Stored records

════════════════

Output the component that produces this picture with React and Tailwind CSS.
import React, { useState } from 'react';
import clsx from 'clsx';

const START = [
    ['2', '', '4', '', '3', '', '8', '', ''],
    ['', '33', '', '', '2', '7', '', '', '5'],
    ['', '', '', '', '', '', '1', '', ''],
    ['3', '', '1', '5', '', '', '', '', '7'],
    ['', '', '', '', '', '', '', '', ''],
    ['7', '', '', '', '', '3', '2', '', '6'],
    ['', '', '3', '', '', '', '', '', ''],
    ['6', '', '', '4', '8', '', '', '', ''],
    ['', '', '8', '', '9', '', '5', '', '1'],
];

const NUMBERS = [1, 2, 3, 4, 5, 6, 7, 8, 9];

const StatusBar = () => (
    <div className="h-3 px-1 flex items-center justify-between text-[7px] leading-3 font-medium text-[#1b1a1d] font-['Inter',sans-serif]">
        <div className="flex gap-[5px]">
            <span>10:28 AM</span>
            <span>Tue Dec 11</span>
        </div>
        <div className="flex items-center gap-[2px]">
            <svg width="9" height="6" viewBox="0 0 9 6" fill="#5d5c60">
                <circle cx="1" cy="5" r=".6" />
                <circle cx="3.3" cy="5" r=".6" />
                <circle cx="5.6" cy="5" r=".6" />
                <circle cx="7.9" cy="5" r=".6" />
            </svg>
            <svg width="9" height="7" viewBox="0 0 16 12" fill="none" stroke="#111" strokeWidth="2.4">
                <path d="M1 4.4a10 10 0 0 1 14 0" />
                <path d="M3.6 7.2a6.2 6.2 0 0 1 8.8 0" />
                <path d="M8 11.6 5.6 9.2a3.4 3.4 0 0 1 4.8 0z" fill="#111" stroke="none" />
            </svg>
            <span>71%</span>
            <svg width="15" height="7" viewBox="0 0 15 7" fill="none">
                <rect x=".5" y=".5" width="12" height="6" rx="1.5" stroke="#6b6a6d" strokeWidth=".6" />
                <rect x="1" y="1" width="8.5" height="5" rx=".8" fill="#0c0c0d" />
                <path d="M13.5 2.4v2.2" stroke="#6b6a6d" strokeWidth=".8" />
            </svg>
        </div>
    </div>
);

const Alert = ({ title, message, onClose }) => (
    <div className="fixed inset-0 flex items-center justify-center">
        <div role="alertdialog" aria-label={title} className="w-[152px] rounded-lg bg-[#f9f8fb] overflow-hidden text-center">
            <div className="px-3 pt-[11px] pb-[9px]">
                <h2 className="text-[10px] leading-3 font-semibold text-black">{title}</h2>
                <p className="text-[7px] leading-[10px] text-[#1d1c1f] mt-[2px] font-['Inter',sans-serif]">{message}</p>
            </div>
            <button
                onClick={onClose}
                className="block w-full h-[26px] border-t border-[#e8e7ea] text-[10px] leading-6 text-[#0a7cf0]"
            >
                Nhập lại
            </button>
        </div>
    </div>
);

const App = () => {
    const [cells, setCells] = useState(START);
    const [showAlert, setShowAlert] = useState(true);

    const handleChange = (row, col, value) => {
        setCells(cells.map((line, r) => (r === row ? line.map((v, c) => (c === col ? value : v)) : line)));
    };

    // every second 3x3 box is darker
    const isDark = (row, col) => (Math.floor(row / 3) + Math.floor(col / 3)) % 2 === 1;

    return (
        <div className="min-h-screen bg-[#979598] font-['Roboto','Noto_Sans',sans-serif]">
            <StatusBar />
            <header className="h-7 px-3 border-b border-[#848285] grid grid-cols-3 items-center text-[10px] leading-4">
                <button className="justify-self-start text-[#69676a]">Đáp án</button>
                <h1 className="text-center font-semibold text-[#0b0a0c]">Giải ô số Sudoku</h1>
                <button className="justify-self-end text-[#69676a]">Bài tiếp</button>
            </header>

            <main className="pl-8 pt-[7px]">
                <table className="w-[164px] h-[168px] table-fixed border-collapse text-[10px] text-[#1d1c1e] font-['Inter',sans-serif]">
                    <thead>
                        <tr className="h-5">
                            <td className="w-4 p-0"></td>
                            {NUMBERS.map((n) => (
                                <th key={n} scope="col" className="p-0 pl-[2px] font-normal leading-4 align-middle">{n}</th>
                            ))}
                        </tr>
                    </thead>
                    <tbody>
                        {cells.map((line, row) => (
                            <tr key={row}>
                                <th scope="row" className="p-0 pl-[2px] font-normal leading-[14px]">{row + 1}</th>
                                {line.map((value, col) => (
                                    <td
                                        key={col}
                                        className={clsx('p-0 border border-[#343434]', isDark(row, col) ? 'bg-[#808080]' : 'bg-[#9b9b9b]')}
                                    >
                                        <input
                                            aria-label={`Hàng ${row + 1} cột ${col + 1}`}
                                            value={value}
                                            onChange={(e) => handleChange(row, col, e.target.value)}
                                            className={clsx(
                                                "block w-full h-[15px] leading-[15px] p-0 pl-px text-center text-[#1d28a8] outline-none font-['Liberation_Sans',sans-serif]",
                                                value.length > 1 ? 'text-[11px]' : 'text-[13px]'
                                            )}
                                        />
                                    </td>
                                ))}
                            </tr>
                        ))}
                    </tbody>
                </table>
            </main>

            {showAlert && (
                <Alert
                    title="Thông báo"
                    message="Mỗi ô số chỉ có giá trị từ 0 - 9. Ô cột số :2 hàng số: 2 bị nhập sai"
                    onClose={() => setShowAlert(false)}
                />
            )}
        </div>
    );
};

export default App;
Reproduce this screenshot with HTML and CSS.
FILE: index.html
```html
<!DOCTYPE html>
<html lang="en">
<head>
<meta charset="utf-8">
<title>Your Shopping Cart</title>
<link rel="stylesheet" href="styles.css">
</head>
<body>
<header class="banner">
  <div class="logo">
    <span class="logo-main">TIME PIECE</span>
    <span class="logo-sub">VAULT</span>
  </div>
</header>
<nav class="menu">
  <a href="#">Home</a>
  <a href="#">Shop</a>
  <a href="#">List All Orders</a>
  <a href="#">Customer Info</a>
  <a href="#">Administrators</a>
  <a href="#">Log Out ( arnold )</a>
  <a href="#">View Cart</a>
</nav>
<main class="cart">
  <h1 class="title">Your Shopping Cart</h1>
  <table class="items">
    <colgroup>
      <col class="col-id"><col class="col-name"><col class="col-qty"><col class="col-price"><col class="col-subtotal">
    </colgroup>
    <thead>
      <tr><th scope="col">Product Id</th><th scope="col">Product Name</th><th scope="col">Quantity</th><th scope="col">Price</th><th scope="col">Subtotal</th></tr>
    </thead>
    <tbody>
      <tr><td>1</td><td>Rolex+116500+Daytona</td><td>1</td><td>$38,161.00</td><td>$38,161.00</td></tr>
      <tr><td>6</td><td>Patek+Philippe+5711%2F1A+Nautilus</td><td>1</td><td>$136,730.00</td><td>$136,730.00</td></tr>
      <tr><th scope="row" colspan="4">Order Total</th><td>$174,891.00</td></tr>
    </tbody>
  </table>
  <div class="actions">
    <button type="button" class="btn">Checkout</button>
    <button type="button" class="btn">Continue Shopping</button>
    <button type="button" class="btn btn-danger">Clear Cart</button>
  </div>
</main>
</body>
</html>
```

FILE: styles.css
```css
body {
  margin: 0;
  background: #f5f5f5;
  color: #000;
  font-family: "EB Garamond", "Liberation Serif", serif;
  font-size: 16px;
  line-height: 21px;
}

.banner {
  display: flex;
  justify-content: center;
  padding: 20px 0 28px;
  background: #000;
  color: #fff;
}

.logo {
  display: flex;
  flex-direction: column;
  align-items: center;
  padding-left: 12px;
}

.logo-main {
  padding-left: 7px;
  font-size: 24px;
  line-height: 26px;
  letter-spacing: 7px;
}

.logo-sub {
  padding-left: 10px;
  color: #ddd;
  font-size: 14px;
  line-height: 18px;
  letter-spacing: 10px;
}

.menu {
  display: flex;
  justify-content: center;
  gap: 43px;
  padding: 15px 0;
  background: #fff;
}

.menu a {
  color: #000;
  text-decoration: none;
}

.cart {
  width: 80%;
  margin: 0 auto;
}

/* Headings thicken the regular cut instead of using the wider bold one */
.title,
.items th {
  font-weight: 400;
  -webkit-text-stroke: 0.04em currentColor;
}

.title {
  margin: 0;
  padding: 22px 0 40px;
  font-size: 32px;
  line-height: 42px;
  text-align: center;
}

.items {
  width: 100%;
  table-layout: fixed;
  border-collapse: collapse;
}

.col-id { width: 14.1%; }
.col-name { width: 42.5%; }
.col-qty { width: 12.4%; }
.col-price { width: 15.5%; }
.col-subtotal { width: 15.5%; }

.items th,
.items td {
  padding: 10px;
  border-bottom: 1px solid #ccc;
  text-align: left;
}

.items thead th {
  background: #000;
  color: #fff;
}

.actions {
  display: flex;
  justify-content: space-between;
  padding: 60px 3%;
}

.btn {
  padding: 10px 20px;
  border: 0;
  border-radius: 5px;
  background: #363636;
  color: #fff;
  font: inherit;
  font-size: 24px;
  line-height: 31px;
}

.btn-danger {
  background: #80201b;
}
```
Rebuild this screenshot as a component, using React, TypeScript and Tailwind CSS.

════════════════

■ TASK OBJECTIVE
Return nothing but the lines from the first line of the listing through the line with "import clsx from 'clsx';", please, keeping every one of them unchanged.

■ EXPECTED ANSWER
Output the component that produces this picture with React and Tailwind CSS.
import React, { useState } from 'react';
import clsx from 'clsx';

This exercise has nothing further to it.